• _Given request_
Retype word for word the first line of the listing and each line after it up to the line with "number; account: string;", with the pictures taken out.

_ _ _ _ _

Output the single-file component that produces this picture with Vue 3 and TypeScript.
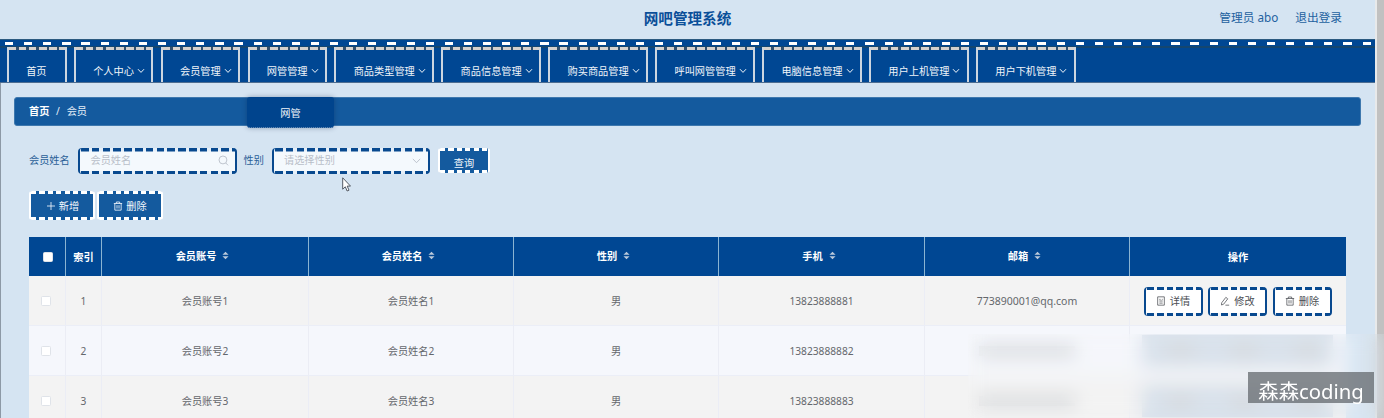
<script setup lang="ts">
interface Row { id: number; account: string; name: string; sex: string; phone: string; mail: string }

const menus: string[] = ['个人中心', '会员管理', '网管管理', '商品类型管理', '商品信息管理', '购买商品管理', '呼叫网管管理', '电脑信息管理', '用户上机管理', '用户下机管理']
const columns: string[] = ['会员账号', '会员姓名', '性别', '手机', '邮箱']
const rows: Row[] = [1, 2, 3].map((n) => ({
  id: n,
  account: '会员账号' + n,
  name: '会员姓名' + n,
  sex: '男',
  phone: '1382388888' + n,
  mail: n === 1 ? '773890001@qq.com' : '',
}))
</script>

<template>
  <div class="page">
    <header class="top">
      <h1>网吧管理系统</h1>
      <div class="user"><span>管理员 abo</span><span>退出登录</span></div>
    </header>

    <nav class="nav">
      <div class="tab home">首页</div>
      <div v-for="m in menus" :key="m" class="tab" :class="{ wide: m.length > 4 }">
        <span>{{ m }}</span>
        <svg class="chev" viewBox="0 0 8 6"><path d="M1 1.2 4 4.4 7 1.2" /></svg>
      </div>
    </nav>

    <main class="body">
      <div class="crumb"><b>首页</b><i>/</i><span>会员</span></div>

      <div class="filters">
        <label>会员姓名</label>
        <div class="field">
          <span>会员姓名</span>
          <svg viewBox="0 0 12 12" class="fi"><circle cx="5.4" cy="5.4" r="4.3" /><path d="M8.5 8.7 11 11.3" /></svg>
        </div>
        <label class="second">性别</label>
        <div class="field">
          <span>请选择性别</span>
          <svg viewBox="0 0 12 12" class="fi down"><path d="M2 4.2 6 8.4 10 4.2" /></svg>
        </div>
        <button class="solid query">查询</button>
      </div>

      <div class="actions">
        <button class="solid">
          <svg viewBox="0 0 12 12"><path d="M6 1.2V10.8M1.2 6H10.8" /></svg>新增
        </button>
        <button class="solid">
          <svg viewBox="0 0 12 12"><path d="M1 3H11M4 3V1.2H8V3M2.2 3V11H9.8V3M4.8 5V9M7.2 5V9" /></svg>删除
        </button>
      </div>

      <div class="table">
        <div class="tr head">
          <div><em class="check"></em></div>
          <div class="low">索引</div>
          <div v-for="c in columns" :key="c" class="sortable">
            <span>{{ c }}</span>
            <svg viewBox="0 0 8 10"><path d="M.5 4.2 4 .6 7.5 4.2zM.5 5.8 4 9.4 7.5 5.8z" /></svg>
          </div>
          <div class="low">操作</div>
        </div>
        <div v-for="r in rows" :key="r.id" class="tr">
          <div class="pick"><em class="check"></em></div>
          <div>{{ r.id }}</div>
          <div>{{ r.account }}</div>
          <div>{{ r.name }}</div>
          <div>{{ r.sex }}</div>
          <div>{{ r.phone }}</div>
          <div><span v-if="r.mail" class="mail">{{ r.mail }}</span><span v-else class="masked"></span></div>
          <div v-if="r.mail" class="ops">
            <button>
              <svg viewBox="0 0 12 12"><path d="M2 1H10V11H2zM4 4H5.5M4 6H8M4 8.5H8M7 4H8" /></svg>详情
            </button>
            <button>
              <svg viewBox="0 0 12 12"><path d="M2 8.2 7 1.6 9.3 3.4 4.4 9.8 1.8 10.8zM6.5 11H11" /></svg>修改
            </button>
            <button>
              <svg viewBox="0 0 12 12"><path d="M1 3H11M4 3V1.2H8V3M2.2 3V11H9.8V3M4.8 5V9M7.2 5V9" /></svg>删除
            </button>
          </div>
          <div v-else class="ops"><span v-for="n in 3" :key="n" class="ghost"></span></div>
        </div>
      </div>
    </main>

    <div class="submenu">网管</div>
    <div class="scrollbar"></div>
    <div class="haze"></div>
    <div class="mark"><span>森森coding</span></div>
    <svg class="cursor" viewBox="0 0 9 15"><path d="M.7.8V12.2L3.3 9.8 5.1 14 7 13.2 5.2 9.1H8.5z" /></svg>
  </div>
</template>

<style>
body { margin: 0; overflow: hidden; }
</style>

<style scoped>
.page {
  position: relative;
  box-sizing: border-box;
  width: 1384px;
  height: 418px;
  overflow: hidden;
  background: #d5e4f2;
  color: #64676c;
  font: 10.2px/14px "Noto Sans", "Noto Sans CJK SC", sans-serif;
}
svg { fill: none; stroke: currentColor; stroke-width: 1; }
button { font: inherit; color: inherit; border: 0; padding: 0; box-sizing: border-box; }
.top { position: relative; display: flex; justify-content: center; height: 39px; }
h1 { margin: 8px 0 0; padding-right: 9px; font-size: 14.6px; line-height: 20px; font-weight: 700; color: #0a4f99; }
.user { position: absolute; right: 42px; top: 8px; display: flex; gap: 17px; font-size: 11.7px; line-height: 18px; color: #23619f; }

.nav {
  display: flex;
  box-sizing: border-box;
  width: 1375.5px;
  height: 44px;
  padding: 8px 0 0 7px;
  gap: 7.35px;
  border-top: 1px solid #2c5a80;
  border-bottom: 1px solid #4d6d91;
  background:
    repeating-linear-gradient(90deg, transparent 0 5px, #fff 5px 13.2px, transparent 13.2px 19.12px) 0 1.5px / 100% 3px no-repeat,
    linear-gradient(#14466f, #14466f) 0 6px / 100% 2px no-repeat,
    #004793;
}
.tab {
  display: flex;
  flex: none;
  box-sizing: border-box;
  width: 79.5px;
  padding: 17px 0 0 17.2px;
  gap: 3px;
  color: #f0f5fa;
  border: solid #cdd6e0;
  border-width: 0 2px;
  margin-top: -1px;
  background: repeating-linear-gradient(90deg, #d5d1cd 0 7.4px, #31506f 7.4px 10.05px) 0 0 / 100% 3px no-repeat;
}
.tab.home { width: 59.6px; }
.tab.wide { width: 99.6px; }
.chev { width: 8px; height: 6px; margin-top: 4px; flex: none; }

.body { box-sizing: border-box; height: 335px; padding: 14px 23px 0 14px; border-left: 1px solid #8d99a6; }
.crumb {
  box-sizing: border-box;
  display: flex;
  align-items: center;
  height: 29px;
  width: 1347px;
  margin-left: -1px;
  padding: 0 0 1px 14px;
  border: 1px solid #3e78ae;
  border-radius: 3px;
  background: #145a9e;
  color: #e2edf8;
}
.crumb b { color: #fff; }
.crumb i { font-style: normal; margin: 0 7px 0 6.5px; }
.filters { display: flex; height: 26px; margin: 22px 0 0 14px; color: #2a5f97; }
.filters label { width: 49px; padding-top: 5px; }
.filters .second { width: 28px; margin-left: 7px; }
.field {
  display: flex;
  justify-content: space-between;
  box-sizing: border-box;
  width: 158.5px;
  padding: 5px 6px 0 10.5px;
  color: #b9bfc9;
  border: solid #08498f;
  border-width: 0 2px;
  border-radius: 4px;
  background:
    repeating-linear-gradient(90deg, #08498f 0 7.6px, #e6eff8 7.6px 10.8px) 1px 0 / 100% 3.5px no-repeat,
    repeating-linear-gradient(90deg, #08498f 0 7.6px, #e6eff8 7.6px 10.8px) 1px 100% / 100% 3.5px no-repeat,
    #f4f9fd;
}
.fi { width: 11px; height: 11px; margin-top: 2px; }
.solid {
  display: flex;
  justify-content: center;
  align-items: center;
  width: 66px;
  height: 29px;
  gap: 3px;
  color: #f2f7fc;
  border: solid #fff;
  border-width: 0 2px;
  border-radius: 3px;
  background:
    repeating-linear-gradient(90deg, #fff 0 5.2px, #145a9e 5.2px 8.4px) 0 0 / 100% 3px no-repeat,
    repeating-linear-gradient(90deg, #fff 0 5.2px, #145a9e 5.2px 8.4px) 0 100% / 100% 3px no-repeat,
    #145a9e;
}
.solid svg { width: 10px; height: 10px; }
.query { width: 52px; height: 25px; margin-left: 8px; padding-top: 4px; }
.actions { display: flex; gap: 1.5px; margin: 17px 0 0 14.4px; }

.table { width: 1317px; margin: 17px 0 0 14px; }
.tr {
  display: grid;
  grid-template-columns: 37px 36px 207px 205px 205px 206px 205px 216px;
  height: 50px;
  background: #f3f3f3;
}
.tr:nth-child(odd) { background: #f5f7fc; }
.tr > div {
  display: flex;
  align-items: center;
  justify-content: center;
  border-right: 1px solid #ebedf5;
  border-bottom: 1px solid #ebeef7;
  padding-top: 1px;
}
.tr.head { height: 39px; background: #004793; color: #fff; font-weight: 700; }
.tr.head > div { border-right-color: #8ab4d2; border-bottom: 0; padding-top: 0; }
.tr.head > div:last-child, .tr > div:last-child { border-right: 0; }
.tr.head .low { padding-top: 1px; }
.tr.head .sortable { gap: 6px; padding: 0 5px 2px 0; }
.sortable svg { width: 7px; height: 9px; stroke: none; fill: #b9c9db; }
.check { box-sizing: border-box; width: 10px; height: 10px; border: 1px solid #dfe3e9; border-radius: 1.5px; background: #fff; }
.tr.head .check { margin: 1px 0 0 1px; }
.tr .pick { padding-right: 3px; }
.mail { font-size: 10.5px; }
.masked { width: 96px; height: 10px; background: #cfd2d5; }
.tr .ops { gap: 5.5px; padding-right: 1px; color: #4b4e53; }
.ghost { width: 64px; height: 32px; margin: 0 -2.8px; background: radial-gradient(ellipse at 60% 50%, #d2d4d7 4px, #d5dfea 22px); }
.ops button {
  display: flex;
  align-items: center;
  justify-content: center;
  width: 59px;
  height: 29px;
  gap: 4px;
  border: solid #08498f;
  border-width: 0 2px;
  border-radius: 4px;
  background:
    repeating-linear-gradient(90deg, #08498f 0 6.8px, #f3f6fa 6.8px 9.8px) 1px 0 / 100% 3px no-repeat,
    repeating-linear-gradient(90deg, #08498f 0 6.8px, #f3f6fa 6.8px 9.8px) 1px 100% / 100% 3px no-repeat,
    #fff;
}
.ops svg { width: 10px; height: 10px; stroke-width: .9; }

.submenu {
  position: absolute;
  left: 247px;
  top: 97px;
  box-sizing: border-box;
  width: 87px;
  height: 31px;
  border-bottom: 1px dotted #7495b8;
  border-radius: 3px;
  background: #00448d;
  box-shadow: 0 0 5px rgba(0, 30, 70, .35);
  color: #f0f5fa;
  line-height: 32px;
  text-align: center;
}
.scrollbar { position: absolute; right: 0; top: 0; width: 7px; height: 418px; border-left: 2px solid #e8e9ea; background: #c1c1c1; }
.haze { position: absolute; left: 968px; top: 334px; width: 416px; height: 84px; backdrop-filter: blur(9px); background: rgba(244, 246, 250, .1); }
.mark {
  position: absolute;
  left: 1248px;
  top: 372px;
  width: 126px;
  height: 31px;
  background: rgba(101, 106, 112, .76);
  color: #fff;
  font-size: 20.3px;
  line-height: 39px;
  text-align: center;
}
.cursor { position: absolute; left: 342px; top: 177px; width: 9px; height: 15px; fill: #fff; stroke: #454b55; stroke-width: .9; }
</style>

_ _ _ _ _

• _Solution to the problem_
Output the single-file component that produces this picture with Vue 3 and TypeScript.
<script setup lang="ts">
interface Row { id: number; account: string; name: string; sex: string; phone: string; mail: string }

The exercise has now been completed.